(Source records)
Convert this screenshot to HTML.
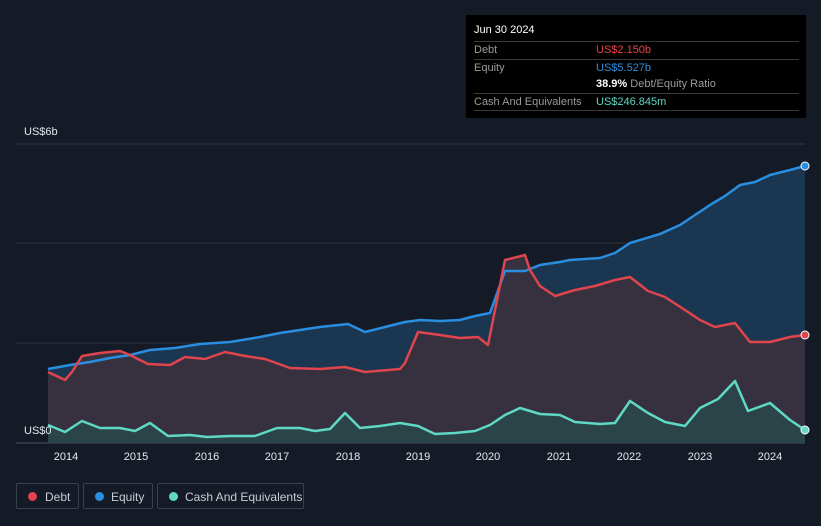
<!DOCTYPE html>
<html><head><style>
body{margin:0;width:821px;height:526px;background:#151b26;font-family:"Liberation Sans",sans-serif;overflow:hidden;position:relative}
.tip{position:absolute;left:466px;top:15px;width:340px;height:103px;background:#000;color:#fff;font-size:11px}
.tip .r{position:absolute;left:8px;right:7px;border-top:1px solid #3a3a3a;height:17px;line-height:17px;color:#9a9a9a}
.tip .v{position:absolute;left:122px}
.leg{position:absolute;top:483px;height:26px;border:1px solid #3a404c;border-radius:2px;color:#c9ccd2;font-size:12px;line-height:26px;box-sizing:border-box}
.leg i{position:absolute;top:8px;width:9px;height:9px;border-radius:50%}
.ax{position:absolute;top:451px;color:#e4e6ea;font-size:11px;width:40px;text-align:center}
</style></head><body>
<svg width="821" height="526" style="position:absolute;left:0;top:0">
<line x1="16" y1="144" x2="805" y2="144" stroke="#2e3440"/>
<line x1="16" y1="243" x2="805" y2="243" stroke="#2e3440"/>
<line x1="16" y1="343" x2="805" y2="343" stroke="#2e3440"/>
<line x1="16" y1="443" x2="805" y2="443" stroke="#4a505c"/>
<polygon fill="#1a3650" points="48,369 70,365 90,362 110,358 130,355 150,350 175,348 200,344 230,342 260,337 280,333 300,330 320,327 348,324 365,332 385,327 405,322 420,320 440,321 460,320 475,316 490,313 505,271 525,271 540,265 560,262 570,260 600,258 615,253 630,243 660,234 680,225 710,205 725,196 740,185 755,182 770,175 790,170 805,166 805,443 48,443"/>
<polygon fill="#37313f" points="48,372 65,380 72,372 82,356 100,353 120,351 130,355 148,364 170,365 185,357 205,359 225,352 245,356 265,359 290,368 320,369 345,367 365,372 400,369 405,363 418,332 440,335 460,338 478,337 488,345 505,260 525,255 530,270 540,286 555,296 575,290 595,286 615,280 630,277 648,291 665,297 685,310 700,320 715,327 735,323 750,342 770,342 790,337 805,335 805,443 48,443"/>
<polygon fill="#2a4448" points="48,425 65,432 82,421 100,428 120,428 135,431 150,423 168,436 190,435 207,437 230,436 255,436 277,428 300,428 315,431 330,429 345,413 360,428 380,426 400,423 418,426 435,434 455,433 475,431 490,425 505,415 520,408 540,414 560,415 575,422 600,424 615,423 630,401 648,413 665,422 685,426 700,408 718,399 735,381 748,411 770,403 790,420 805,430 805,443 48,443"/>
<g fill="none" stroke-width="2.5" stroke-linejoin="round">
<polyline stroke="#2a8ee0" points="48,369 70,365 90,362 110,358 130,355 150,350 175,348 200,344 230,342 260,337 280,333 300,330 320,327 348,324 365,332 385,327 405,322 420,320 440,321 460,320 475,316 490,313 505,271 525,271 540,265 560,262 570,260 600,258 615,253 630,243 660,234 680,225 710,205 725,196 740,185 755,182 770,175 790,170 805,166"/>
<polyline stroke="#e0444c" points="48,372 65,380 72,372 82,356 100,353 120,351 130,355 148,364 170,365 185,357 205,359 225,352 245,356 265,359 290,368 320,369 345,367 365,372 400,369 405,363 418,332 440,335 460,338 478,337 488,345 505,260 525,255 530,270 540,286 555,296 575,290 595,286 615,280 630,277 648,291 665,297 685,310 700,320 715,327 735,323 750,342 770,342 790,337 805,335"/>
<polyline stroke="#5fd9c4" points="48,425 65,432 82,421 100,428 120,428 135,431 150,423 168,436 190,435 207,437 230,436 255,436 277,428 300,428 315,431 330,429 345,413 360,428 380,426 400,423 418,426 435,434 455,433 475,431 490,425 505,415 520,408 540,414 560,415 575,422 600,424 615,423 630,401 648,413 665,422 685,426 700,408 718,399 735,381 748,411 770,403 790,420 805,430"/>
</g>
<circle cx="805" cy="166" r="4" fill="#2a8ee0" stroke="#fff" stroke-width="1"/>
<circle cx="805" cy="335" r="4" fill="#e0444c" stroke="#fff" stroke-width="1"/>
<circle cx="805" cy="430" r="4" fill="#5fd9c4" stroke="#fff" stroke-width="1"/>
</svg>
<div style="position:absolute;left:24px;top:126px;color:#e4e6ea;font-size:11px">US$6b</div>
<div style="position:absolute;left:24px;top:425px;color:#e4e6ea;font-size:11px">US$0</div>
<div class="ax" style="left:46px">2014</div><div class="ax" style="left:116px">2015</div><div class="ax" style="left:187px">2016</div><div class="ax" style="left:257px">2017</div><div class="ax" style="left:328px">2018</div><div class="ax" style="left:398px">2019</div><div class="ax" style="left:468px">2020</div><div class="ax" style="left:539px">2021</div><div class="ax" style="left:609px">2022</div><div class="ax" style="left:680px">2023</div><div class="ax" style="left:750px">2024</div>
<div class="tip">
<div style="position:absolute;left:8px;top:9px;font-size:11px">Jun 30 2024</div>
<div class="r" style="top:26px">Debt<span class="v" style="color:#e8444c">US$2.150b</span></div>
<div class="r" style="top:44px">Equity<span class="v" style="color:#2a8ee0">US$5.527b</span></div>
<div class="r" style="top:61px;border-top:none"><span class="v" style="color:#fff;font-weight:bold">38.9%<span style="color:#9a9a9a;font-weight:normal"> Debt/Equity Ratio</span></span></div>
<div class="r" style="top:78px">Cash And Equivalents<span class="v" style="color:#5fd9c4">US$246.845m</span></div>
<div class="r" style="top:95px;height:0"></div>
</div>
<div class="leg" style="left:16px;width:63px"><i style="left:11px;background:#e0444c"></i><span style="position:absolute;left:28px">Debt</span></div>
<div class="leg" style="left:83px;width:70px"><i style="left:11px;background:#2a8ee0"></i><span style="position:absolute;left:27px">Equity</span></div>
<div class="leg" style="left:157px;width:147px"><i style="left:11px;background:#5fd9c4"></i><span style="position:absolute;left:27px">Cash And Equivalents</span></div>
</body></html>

...

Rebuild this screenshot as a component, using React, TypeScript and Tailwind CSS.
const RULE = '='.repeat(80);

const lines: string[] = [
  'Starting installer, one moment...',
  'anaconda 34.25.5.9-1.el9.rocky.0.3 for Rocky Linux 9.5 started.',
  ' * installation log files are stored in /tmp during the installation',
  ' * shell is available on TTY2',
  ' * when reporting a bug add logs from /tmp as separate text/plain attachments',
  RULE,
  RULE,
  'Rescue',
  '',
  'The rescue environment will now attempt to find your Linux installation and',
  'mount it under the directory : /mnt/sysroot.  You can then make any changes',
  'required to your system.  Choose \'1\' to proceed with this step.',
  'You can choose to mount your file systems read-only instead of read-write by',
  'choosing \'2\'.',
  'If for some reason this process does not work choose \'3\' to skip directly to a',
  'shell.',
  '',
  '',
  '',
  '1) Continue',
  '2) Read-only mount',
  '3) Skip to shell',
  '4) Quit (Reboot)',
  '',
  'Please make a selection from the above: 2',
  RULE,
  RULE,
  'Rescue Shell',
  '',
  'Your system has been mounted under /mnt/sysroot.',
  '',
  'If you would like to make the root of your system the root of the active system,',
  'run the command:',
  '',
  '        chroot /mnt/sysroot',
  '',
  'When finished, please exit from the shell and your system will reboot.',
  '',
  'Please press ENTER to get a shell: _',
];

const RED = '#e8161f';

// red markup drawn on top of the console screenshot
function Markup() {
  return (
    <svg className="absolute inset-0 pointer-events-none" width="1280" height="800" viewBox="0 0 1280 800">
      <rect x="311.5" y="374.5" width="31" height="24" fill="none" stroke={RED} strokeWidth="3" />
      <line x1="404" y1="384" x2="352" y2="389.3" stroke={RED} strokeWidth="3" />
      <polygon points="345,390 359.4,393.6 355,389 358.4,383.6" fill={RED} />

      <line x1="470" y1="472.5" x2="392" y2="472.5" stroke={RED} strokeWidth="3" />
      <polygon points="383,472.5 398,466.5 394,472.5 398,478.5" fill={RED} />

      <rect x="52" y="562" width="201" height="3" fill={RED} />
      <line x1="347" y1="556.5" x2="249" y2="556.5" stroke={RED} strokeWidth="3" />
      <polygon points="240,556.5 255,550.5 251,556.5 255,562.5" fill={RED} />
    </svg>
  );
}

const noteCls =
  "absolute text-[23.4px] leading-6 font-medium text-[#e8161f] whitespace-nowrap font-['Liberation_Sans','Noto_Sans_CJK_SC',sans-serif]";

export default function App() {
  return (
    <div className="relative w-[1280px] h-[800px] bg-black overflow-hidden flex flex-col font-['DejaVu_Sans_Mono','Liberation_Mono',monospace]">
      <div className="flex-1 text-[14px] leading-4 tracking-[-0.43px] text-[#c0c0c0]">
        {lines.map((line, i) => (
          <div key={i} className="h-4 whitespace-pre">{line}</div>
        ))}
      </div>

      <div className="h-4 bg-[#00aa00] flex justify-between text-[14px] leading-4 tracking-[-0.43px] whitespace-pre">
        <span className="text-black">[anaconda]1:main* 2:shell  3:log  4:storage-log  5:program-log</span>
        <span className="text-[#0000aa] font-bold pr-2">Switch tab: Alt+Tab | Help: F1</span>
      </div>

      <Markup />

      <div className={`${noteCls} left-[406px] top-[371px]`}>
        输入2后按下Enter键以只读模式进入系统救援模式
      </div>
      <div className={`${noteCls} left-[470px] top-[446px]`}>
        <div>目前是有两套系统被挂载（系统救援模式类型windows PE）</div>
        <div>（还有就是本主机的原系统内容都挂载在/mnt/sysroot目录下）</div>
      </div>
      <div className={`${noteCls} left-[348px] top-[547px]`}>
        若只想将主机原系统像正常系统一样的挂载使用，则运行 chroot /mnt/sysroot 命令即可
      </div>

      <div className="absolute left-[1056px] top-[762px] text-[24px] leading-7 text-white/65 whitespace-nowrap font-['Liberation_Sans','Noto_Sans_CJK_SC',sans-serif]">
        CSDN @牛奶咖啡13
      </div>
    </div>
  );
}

TO BE DONE:
Give again, word for word, only the lines running from the line with "Rebuild this screenshot" through the line with "const RULE = '='.repeat(80);"; include both of those lines.

FINAL RESULT:
Rebuild this screenshot as a component, using React, TypeScript and Tailwind CSS.
const RULE = '='.repeat(80);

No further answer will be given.